У меня была своя страна,
и я была в ней королевой.
Абсолютным монархом.
Я заботилась о своем народе, а когда происходило беззаконие, судила и миловала.

У меня было двое министров –  Слоненок и Лисенок, большие, больше меня, плотно набитые плюшевые тушки из маминого наследства. Они боролись за влияние, как тори и виги, но финальное решение всегда было за мной.
Это было моё бремя.

И если кто-то всерьез провинился, если кто-то приступил закон, я с болью в сердце выносила вердикт, и опальная игрушка, бывший гражданин государства Игрушан, отправлялась в изгнание. Оно называлось как-то весёленько, что-то вроде деревеньки или городка, и в этом была мрачная ирония, потому что находился городок на дне шкафа, под пакетами с порченой одеждой и меховым воротником, который никогда не пригождался в нашем климате.

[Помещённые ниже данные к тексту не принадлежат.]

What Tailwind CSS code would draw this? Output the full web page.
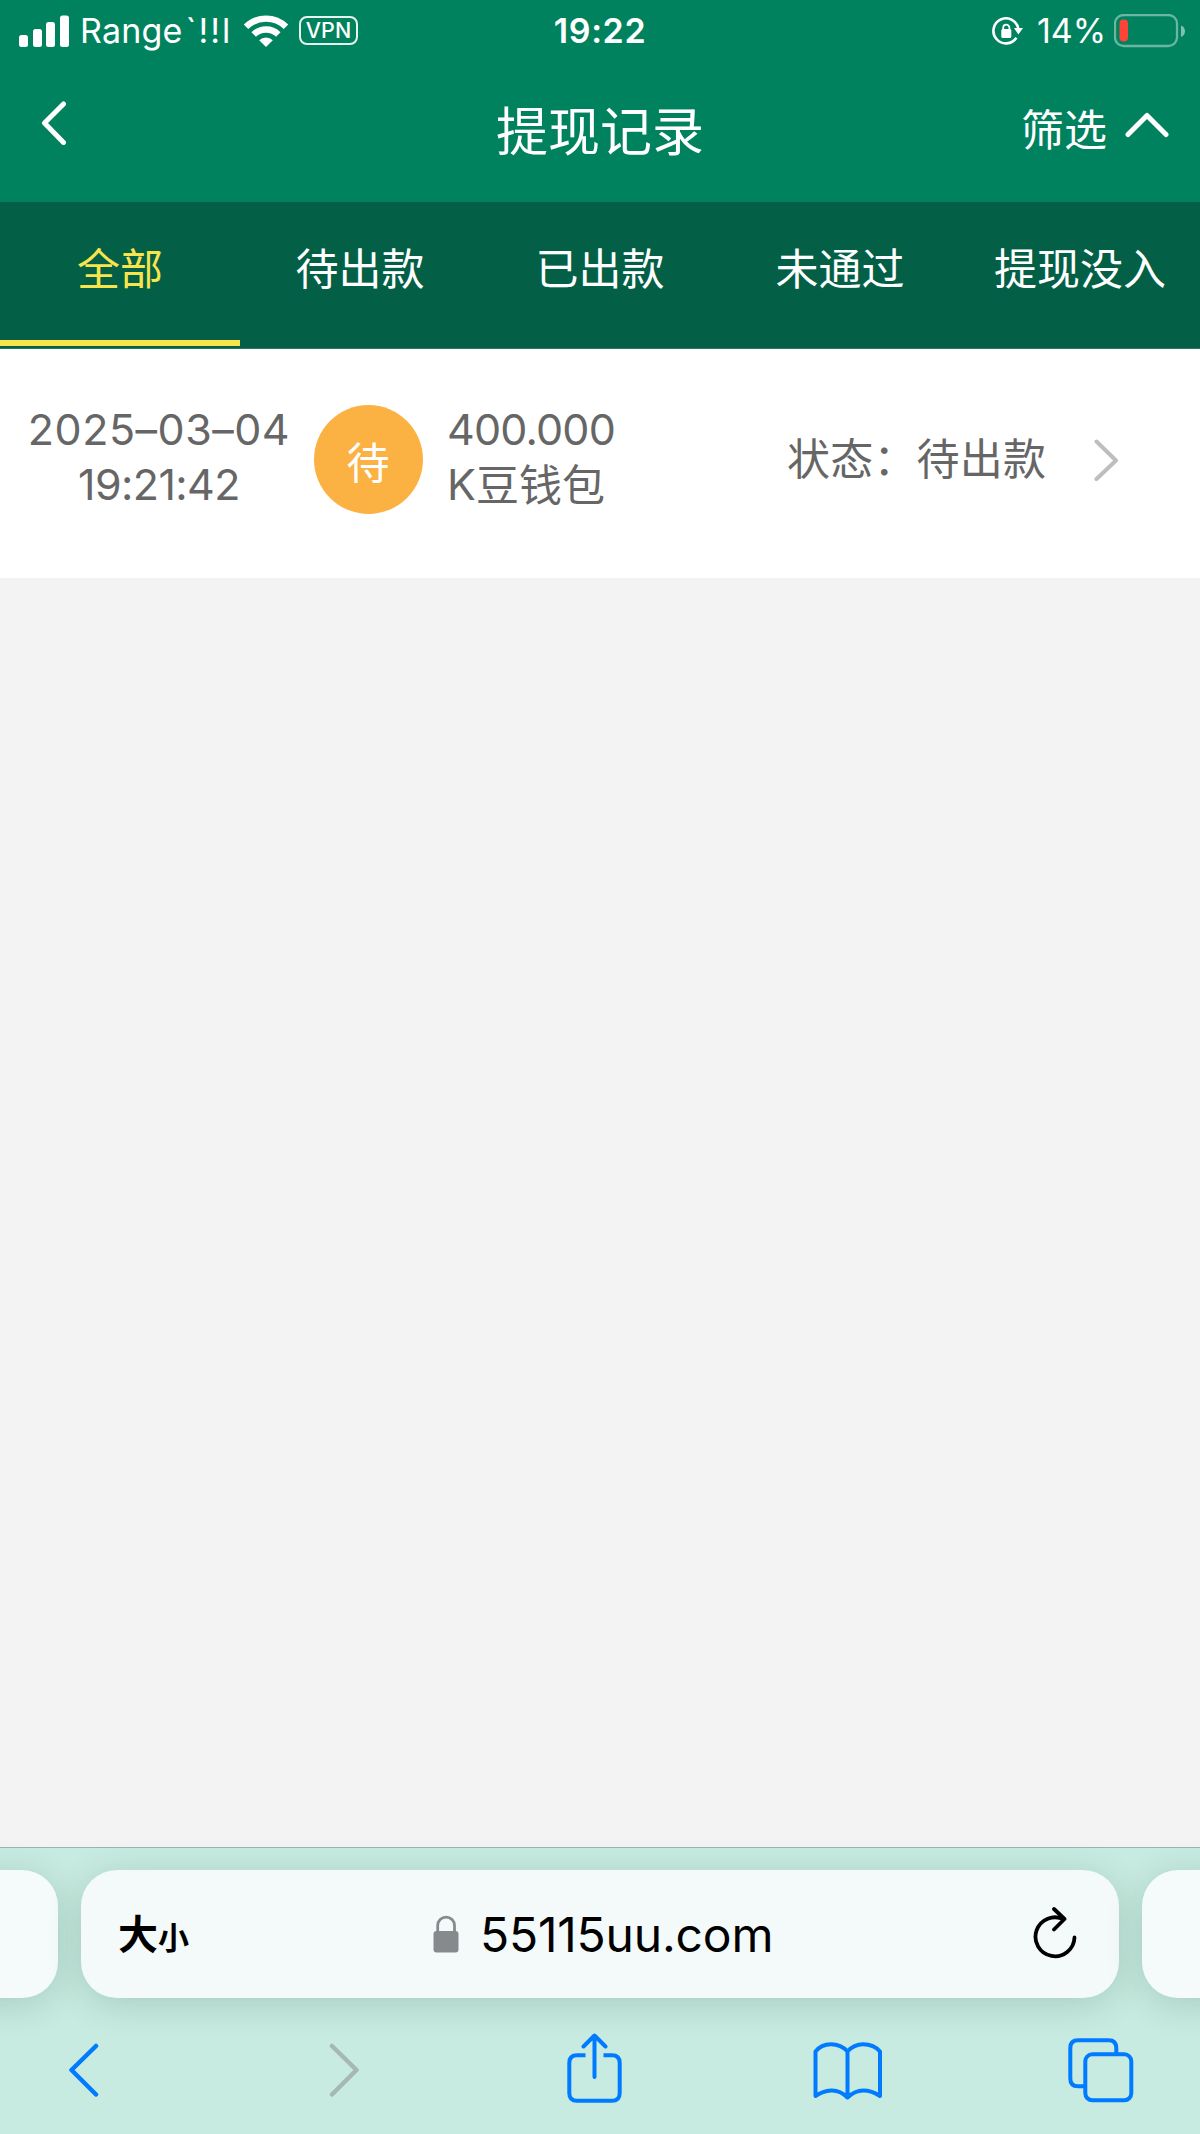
<!DOCTYPE html>
<html lang="zh-CN">
<head>
<meta charset="utf-8">
<title>提现记录</title>
<script src="https://cdn.jsdelivr.net/npm/@tailwindcss/browser@4"></script>
</head>
<body>
<div class="flex h-[2134px] w-[1200px] flex-col overflow-hidden bg-[#f3f3f3] font-['Inter','Noto_Sans_CJK_SC',sans-serif]">
  <header class="h-[202px] shrink-0 bg-[#01825e] text-white">
    <!-- status bar -->
    <div class="grid h-[60px] grid-cols-[1fr_auto_1fr] items-center pl-[19px] pr-[15px]">
      <div class="flex items-center">
        <svg class="h-[32px] w-[50px]" viewBox="0 0 50 32" fill="currentColor"><rect x="0" y="20" width="9" height="12" rx="2.5"/><rect x="14" y="14" width="9" height="18" rx="2.5"/><rect x="27" y="7" width="9" height="25" rx="2.5"/><rect x="41" y="0.5" width="9" height="31.5" rx="2.5"/></svg>
        <span class="ml-[11px] w-[151px] whitespace-nowrap pt-px text-[34px] leading-[60px] tracking-[0.2px]">Range<span class="ml-[3px] tracking-[2px]">`!!l</span></span>
        <svg class="ml-[12px] h-[34px] w-[46px]" viewBox="0 0 46 34"><g fill="none" stroke="currentColor" stroke-width="6.4"><path d="M3 12.8a28.5 28.5 0 0 1 40 0"/><path d="M10.7 20.5a17.6 17.6 0 0 1 24.6 0"/></g><path d="M23 33 16.2 26.3a9.7 9.7 0 0 1 13.6 0Z" fill="currentColor"/></svg>
        <span class="ml-[10px] flex h-[29px] w-[59px] items-center justify-center rounded-[8px] border-2 border-white/90 text-[21.5px] font-medium">VPN</span>
      </div>
      <span class="mr-[4px] pt-px text-[34px] font-semibold leading-[60px] tracking-[0.6px]">19:22</span>
      <div class="flex items-center justify-end">
        <svg class="h-[28px] w-[31px]" viewBox="0 0 31 28"><path d="M24.4 20.7A12.5 12.5 0 1 1 26.3 12" fill="none" stroke="currentColor" stroke-width="2.6"/><path d="M22 11h9l-4.6 6.5Z" fill="currentColor"/><rect x="9.3" y="12" width="10" height="9" rx="1.5" fill="currentColor"/><path d="M11.2 13v-2.2a3.1 3.1 0 0 1 6.2 0V13" fill="none" stroke="currentColor" stroke-width="1.8"/></svg>
        <span class="ml-[14px] w-[69px] whitespace-nowrap pt-px text-[34px] leading-[60px]">14%</span>
        <svg class="ml-[8px] h-[34px] w-[71px]" viewBox="0 0 71 34"><rect x="1" y="1" width="62" height="31" rx="8.5" fill="none" stroke="#fff" stroke-opacity=".42" stroke-width="2.3"/><path d="M67 11.500c5.300 2 5.300 9.500 0 11.500Z" fill="#fff" fill-opacity=".5"/><rect x="5.500" y="5.500" width="8.500" height="22" rx="4" fill="#ff4337"/></svg>
      </div>
    </div>
    <!-- title bar -->
    <div class="grid h-[142px] grid-cols-3 items-start pl-[41px] pr-[31px]">
      <svg class="mt-[41px] h-[44px] w-[25px]" viewBox="0 0 25 44" fill="none" stroke="currentColor" stroke-width="5" stroke-linecap="round" stroke-linejoin="round"><path d="M22.500 3 3.500 22 22.500 41.500"/></svg>
      <h1 class="mt-[38px] -ml-[10px] text-center text-[52px] font-normal leading-[70px]">提现记录</h1>
      <div class="mt-[36px] flex items-start justify-end">
        <span class="pt-px text-[43px] leading-[66px]">筛选</span>
        <svg class="ml-[18px] mt-[16px] h-[26px] w-[44px]" viewBox="0 0 44 26" fill="none" stroke="currentColor" stroke-width="5" stroke-linecap="round" stroke-linejoin="round"><path d="M3 22.500 22 3.500 41 22.500"/></svg>
      </div>
    </div>
  </header>
  <nav class="grid h-[147px] shrink-0 grid-cols-5 border-b border-[#2a7a60] bg-[#036046] text-center text-[43px] leading-[134px] text-white">
    <a class="h-[144px] border-b-[6px] border-[#f9e44c] text-[#f9e44c]">全部</a>
    <a>待出款</a>
    <a>已出款</a>
    <a>未通过</a>
    <a class="whitespace-nowrap">提现没入</a>
  </nav>
  <main class="grow">
    <article class="flex h-[229px] items-start bg-white text-[43px] leading-[55px] text-[#666]">
      <div class="ml-[19px] mt-[53px] w-[280px] whitespace-nowrap text-center"><span class="tracking-[0.5px]">2025–03–04</span><br><span class="tracking-[-0.6px]">19:21:42</span></div>
      <span class="ml-[15px] mt-[56px] flex size-[109px] items-center justify-center rounded-full bg-[#fbb243] pr-px pt-[7px] text-white">待</span>
      <div class="ml-[24px] mt-[53px] w-[200px] whitespace-nowrap"><span class="tracking-[-0.8px]">400.000</span><br>K<span class="inline-block translate-y-px">豆钱包</span></div>
      <div class="ml-[140px] mt-[83px] w-[259px] whitespace-nowrap tracking-[0.2px]">状态：待出款</div>
      <svg class="ml-[48px] mt-[90px] h-[42px] w-[25px]" viewBox="0 0 25 42" fill="none" stroke="#bebebe" stroke-width="4" stroke-linecap="round" stroke-linejoin="round"><path d="M2.500 2.500 22 21.500 2.500 40"/></svg>
    </article>
  </main>
  <footer class="h-[287px] shrink-0 border-t border-[#9bb5ad] bg-[#c7ebe0]">
    <div class="mt-[22px] -mx-[100px] flex h-[128px] gap-[23px]">
      <div class="w-[158px] rounded-[36px] bg-[#f5fbfa] shadow-[0_6px_36px_rgba(0,50,30,0.16)]"></div>
      <div class="flex w-[1038px] items-center rounded-[36px] bg-[#f4fafa] pl-[37px] pr-[42px] text-black shadow-[0_6px_36px_rgba(0,50,30,0.16)]">
        <span class="w-[90px] whitespace-nowrap pt-[4px] text-[40px] font-bold leading-[60px]">大<span class="text-[31px]">小</span></span>
        <div class="ml-[225px] flex items-center">
          <svg class="h-[38px] w-[26px]" viewBox="0 0 26 38"><rect x="0.500" y="16" width="25" height="21.500" rx="3" fill="#868a8c"/><path d="M4.700 17v-6.500a8.400 8.400 0 0 1 16.800 0V17" fill="none" stroke="#868a8c" stroke-width="2.800"/></svg>
          <span class="ml-[21px] w-[295px] whitespace-nowrap pt-[2px] text-[48px] leading-[60px] tracking-[-0.2px]">55115uu.com</span>
        </div>
        <svg class="ml-auto -mt-[4px] h-[54px] w-[44px]" viewBox="0 0 44 54" fill="none" stroke="currentColor" stroke-width="3.800" stroke-linecap="round" stroke-linejoin="round"><path d="M41.500 32.500A19.500 19.500 0 1 1 31 14.500M21 4 31.500 14 21 24.500"/></svg>
      </div>
      <div class="w-[158px] rounded-[36px] bg-[#f5fbfa] shadow-[0_6px_36px_rgba(0,50,30,0.16)]"></div>
    </div>
    <div class="flex items-start text-[#007aff]">
      <svg class="ml-[68px] mt-[45px] h-[54px] w-[32px]" viewBox="0 0 32 54" fill="none" stroke="currentColor" stroke-width="4.500" stroke-linecap="round" stroke-linejoin="round"><path d="M28 3 3.500 27 28 51.500"/></svg>
      <svg class="ml-[229px] mt-[45px] h-[54px] w-[32px]" viewBox="0 0 32 54" fill="none" stroke="#a5b8b2" stroke-width="4.500" stroke-linecap="round" stroke-linejoin="round"><path d="M3 3 27.500 27 3 51.500"/></svg>
      <svg class="ml-[205px] mt-[35px] h-[70px] w-[56px]" viewBox="0 0 56 70" fill="none" stroke="currentColor" stroke-width="4" stroke-linejoin="round"><path d="M19.500 22.300H11Q3.300 22.300 3.300 30V60Q3.300 67.800 11 67.800H46Q53.700 67.800 53.700 60V30Q53.700 22.300 46 22.300H37.500"/><path d="M28.500 44V3M17.500 13.500 28.500 2.500 39.500 13.500" stroke-linecap="round"/></svg>
      <svg class="ml-[190px] mt-[43px] h-[60px] w-[70px]" viewBox="0 0 70 60" fill="none" stroke="currentColor" stroke-width="4" stroke-linecap="round" stroke-linejoin="round"><path d="M35.500 10.500V56.500Q28 49 19 49.500 11 50 3.500 55V10.500Q9 3.500 19 3.300 29 3.300 35.500 10.500Q42 3.300 51 3.300 62 3.500 68 10.500V55Q60 49.500 51 49.500 43 49.500 35.500 56.500"/></svg>
      <svg class="ml-[186px] mt-[40px] h-[66px] w-[66px]" viewBox="0 0 66 66" fill="none" stroke="currentColor" stroke-width="4"><path d="M48.300 16V10Q48.300 2.300 40.500 2.300H10Q2.300 2.300 2.300 10V40.500Q2.300 48.300 10 48.300H17"/><rect x="17.300" y="16.300" width="46" height="46" rx="7"/></svg>
    </div>
  </footer>
</div>
</body>
</html>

И история моего королевства, государства Игрушан, не знала случая, чтобы кто-нибудь оттуда возвращался.

Где они теперь, провинившиеся, позабытые игрушки? привыкли ли они к своему новому краю, лишенному солнечных лучей? завели семьи с бледнокожими потомками или сгинули от цинги и скуки? они отчаялись писать бесчисленные прошения об амнистии и возвращении и основали собственное племя и религию? думаю, у них прижился культ карго – со временем в их ссыльный шкафный городок приходили бумажные ромбики для гадания и гармошки для игры в чепуху, билеты в кино, тетрадки с черновиками, заметки из местной газеты, худая и открытая одежда, чья мода не дождалась следующей светлой полосы, путеводитель по Японии, распечатанный трактат Витгенштейна и аюрведические рецепты, целая инсталляция из очков с диоптриями и папка с эскизами для шуточной книжки про монстров-фрилансеров, которую мы писали вместе с подругой, пока не поссорились. иллюзии и фантазии, клятвы и откровения, плохой трип и навязчивые мысли, скачки роста и медленно изживавшие себя роли – и много-много ключей от разных квартир. всё это теперь составляет непредставимый, особенный быт опальных игрушек, которых я уже давным-давно простила.
Простила, но не могу вернуть. Я растеряла свою абсолютную власть. И даже Слоненок с Лисенком уже давно, наверное, где-то в Аргентине, с новыми паспортами.
И сделанного, согласно закону природы, не воротить назад.
Если ваша основная цель в жизни стараться не сделать зла и уберечься от зла других, окружите себя светоносной трусостью. Трусость цензора. Трусость наблюдателя. Трусость сколара. Благодетели, защитники достоинства. Не важно, талантливы вы или бездарны. Умеренны или избыточны. Оригинальны или прилепились к чужому голосу. Пусть разгадка сего лежит в своей темной шреденгеровской коробке, вместе с накапливающимся ядовитым барахлом опыта. Богатство хордера. Этим мы мир не оскорбим. Миру мы дадим только самое лучшее. В основном, вымученную заботу. Еще может несколько идеальных, выдроченных артефактов. Слишком хороших, чтобы их можно было безусловно любить. Ведь к любви нужно вынуждать, по нашему опыту.